• **WHAT IS ASKED**: Return the listing below unchanged, minus its pictures.

• **DATASET SECTION**:
* Start *

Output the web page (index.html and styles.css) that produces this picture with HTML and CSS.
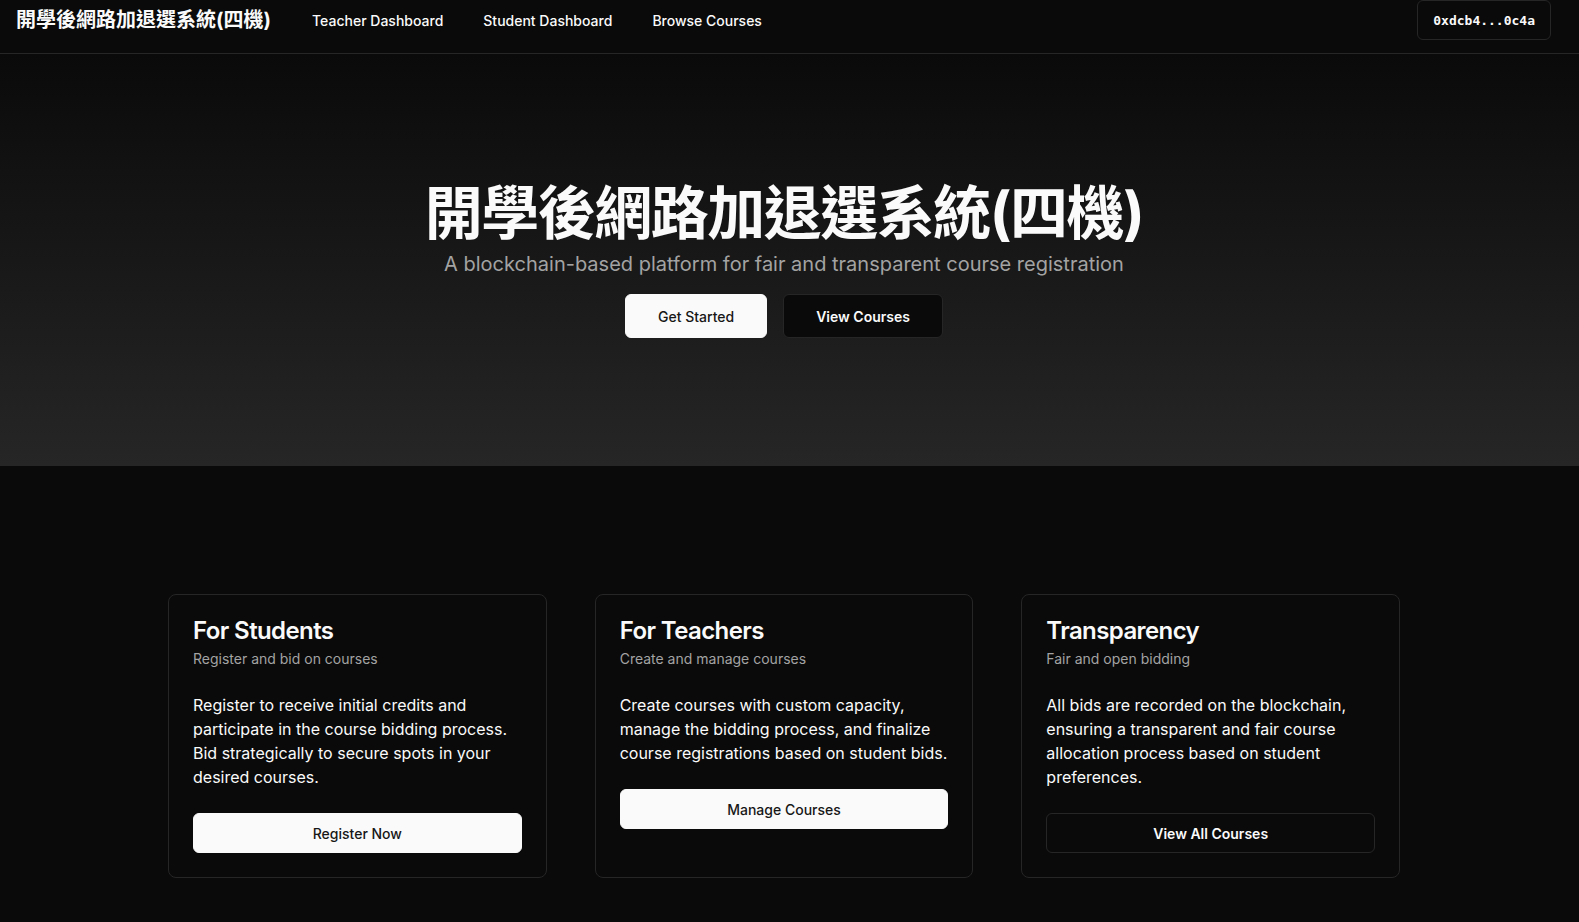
FILE: index.html
```html
<!DOCTYPE html>
<html lang="zh-Hant">
<head>
<meta charset="utf-8">
<title>開學後網路加退選系統(四機)</title>
<link rel="stylesheet" href="styles.css">
</head>
<body>
<header class="topbar">
  <div class="brand">開學後網路加退選系統(四機)</div>
  <nav class="nav">
    <a href="#">Teacher Dashboard</a>
    <a href="#">Student Dashboard</a>
    <a href="#">Browse Courses</a>
  </nav>
  <button class="wallet">0xdcb4...0c4a</button>
</header>

<section class="hero">
  <div class="hero-inner">
    <h1 class="hero-title">開學後網路加退選系統(四機)</h1>
    <p class="hero-sub">A blockchain-based platform for fair and transparent course registration</p>
    <div class="hero-actions">
      <button class="btn btn-light btn-lg">Get Started</button>
      <button class="btn btn-dark btn-lg">View Courses</button>
    </div>
  </div>
</section>

<section class="features">
  <div class="grid">
    <div class="card">
      <div class="card-header">
        <h3 class="card-title">For Students</h3>
        <p class="card-desc">Register and bid on courses</p>
      </div>
      <div class="card-content">
        <p>Register to receive initial credits and participate in the course bidding process. Bid strategically to secure spots in your desired courses.</p>
      </div>
      <div class="card-footer">
        <button class="btn btn-light btn-full">Register Now</button>
      </div>
    </div>
    <div class="card">
      <div class="card-header">
        <h3 class="card-title">For Teachers</h3>
        <p class="card-desc">Create and manage courses</p>
      </div>
      <div class="card-content">
        <p>Create courses with custom capacity, manage the bidding process, and finalize course registrations based on student bids.</p>
      </div>
      <div class="card-footer">
        <button class="btn btn-light btn-full">Manage Courses</button>
      </div>
    </div>
    <div class="card">
      <div class="card-header">
        <h3 class="card-title">Transparency</h3>
        <p class="card-desc">Fair and open bidding</p>
      </div>
      <div class="card-content">
        <p>All bids are recorded on the blockchain, ensuring a transparent and fair course allocation process based on student preferences.</p>
      </div>
      <div class="card-footer">
        <button class="btn btn-outline btn-full">View All Courses</button>
      </div>
    </div>
  </div>
</section>
</body>
</html>
```

FILE: styles.css
```css
* { box-sizing: border-box; }
html, body { margin: 0; padding: 0; }
body {
  background: #0a0a0a;
  color: #fafafa;
  font-family: Inter, "Noto Sans CJK TC", sans-serif;
}

.topbar {
  display: flex;
  align-items: center;
  height: 54px;
  padding: 0 28px 13px 16px;
  border-bottom: 1px solid #262626;
  background: #0a0a0a;
}
.brand {
  font-size: 20px;
  font-weight: 700;
  line-height: 28px;
}
.nav {
  display: flex;
  gap: 40px;
  margin-left: 41px;
}
.nav a {
  color: #fafafa;
  text-decoration: none;
  font-size: 14px;
  font-weight: 500;
}
.wallet {
  margin-left: auto;
  height: 40px;
  padding: 0 15px;
  background: #0a0a0a;
  color: #fafafa;
  border: 1px solid #262626;
  border-radius: 6px;
  font-family: "DejaVu Sans Mono", monospace;
  font-size: 13px;
  font-weight: 700;
}

.hero {
  height: 412px;
  background: linear-gradient(to bottom, #0a0a0a, #262626);
  display: flex;
  align-items: center;
  justify-content: center;
  padding-right: 11px;
}
.hero-inner {
  display: flex;
  flex-direction: column;
  align-items: center;
}
.hero-title {
  margin: 0 0 6px;
  font-size: 58px;
  line-height: 62px;
  font-weight: 700;
  letter-spacing: -1.5px;
}
.hero-sub {
  margin: 0 0 16px;
  font-size: 20px;
  line-height: 28px;
  color: #a3a3a3;
}
.hero-actions {
  display: flex;
  gap: 16px;
}

.btn {
  font-family: Inter, sans-serif;
  font-size: 14px;
  border-radius: 6px;
  cursor: pointer;
}
.btn-lg {
  height: 44px;
  padding: 0 32px;
}
.btn-light {
  background: #fafafa;
  color: #171717;
  border: 1px solid #fafafa;
  font-weight: 500;
}
.btn-dark {
  background: #0a0a0a;
  color: #fafafa;
  border: 1px solid #262626;
  font-weight: 600;
}
.btn-outline {
  background: transparent;
  color: #fafafa;
  border: 1px solid #262626;
  font-weight: 600;
}
.btn-full {
  width: 100%;
  height: 40px;
}

.features {
  padding: 128px 11px 96px 0;
}
.grid {
  width: 1232px;
  margin: 0 auto;
  display: grid;
  grid-template-columns: repeat(3, 1fr);
  gap: 48px;
}
.card {
  border: 1px solid #262626;
  border-radius: 8px;
  background: #0a0a0a;
  display: flex;
  flex-direction: column;
}
.card-header {
  padding: 24px;
  display: flex;
  flex-direction: column;
  gap: 6px;
}
.card-title {
  margin: 0;
  font-size: 24px;
  line-height: 24px;
  font-weight: 600;
  letter-spacing: -0.6px;
}
.card-desc {
  margin: 0;
  font-size: 14px;
  line-height: 20px;
  color: #a3a3a3;
}
.card-content {
  padding: 0 24px 24px;
}
.card-content p {
  margin: 0;
  font-size: 16px;
  line-height: 24px;
}
.card-footer {
  padding: 0 24px 24px;
}
```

* End *

• **EXERCISE RESULT**:
Output the web page (index.html and styles.css) that produces this picture with HTML and CSS.
FILE: index.html
```html
<!DOCTYPE html>
<html lang="zh-Hant">
<head>
<meta charset="utf-8">
<title>開學後網路加退選系統(四機)</title>
<link rel="stylesheet" href="styles.css">
</head>
<body>
<header class="topbar">
  <div class="brand">開學後網路加退選系統(四機)</div>
  <nav class="nav">
    <a href="#">Teacher Dashboard</a>
    <a href="#">Student Dashboard</a>
    <a href="#">Browse Courses</a>
  </nav>
  <button class="wallet">0xdcb4...0c4a</button>
</header>

<section class="hero">
  <div class="hero-inner">
    <h1 class="hero-title">開學後網路加退選系統(四機)</h1>
    <p class="hero-sub">A blockchain-based platform for fair and transparent course registration</p>
    <div class="hero-actions">
      <button class="btn btn-light btn-lg">Get Started</button>
      <button class="btn btn-dark btn-lg">View Courses</button>
    </div>
  </div>
</section>

<section class="features">
  <div class="grid">
    <div class="card">
      <div class="card-header">
        <h3 class="card-title">For Students</h3>
        <p class="card-desc">Register and bid on courses</p>
      </div>
      <div class="card-content">
        <p>Register to receive initial credits and participate in the course bidding process. Bid strategically to secure spots in your desired courses.</p>
      </div>
      <div class="card-footer">
        <button class="btn btn-light btn-full">Register Now</button>
      </div>
    </div>
    <div class="card">
      <div class="card-header">
        <h3 class="card-title">For Teachers</h3>
        <p class="card-desc">Create and manage courses</p>
      </div>
      <div class="card-content">
        <p>Create courses with custom capacity, manage the bidding process, and finalize course registrations based on student bids.</p>
      </div>
      <div class="card-footer">
        <button class="btn btn-light btn-full">Manage Courses</button>
      </div>
    </div>
    <div class="card">
      <div class="card-header">
        <h3 class="card-title">Transparency</h3>
        <p class="card-desc">Fair and open bidding</p>
      </div>
      <div class="card-content">
        <p>All bids are recorded on the blockchain, ensuring a transparent and fair course allocation process based on student preferences.</p>
      </div>
      <div class="card-footer">
        <button class="btn btn-outline btn-full">View All Courses</button>
      </div>
    </div>
  </div>
</section>
</body>
</html>
```

FILE: styles.css
```css
* { box-sizing: border-box; }
html, body { margin: 0; padding: 0; }
body {
  background: #0a0a0a;
  color: #fafafa;
  font-family: Inter, "Noto Sans CJK TC", sans-serif;
}

.topbar {
  display: flex;
  align-items: center;
  height: 54px;
  padding: 0 28px 13px 16px;
  border-bottom: 1px solid #262626;
  background: #0a0a0a;
}
.brand {
  font-size: 20px;
  font-weight: 700;
  line-height: 28px;
}
.nav {
  display: flex;
  gap: 40px;
  margin-left: 41px;
}
.nav a {
  color: #fafafa;
  text-decoration: none;
  font-size: 14px;
  font-weight: 500;
}
.wallet {
  margin-left: auto;
  height: 40px;
  padding: 0 15px;
  background: #0a0a0a;
  color: #fafafa;
  border: 1px solid #262626;
  border-radius: 6px;
  font-family: "DejaVu Sans Mono", monospace;
  font-size: 13px;
  font-weight: 700;
}

.hero {
  height: 412px;
  background: linear-gradient(to bottom, #0a0a0a, #262626);
  display: flex;
  align-items: center;
  justify-content: center;
  padding-right: 11px;
}
.hero-inner {
  display: flex;
  flex-direction: column;
  align-items: center;
}
.hero-title {
  margin: 0 0 6px;
  font-size: 58px;
  line-height: 62px;
  font-weight: 700;
  letter-spacing: -1.5px;
}
.hero-sub {
  margin: 0 0 16px;
  font-size: 20px;
  line-height: 28px;
  color: #a3a3a3;
}
.hero-actions {
  display: flex;
  gap: 16px;
}

.btn {
  font-family: Inter, sans-serif;
  font-size: 14px;
  border-radius: 6px;
  cursor: pointer;
}
.btn-lg {
  height: 44px;
  padding: 0 32px;
}
.btn-light {
  background: #fafafa;
  color: #171717;
  border: 1px solid #fafafa;
  font-weight: 500;
}
.btn-dark {
  background: #0a0a0a;
  color: #fafafa;
  border: 1px solid #262626;
  font-weight: 600;
}
.btn-outline {
  background: transparent;
  color: #fafafa;
  border: 1px solid #262626;
  font-weight: 600;
}
.btn-full {
  width: 100%;
  height: 40px;
}

.features {
  padding: 128px 11px 96px 0;
}
.grid {
  width: 1232px;
  margin: 0 auto;
  display: grid;
  grid-template-columns: repeat(3, 1fr);
  gap: 48px;
}
.card {
  border: 1px solid #262626;
  border-radius: 8px;
  background: #0a0a0a;
  display: flex;
  flex-direction: column;
}
.card-header {
  padding: 24px;
  display: flex;
  flex-direction: column;
  gap: 6px;
}
.card-title {
  margin: 0;
  font-size: 24px;
  line-height: 24px;
  font-weight: 600;
  letter-spacing: -0.6px;
}
.card-desc {
  margin: 0;
  font-size: 14px;
  line-height: 20px;
  color: #a3a3a3;
}
.card-content {
  padding: 0 24px 24px;
}
.card-content p {
  margin: 0;
  font-size: 16px;
  line-height: 24px;
}
.card-footer {
  padding: 0 24px 24px;
}
```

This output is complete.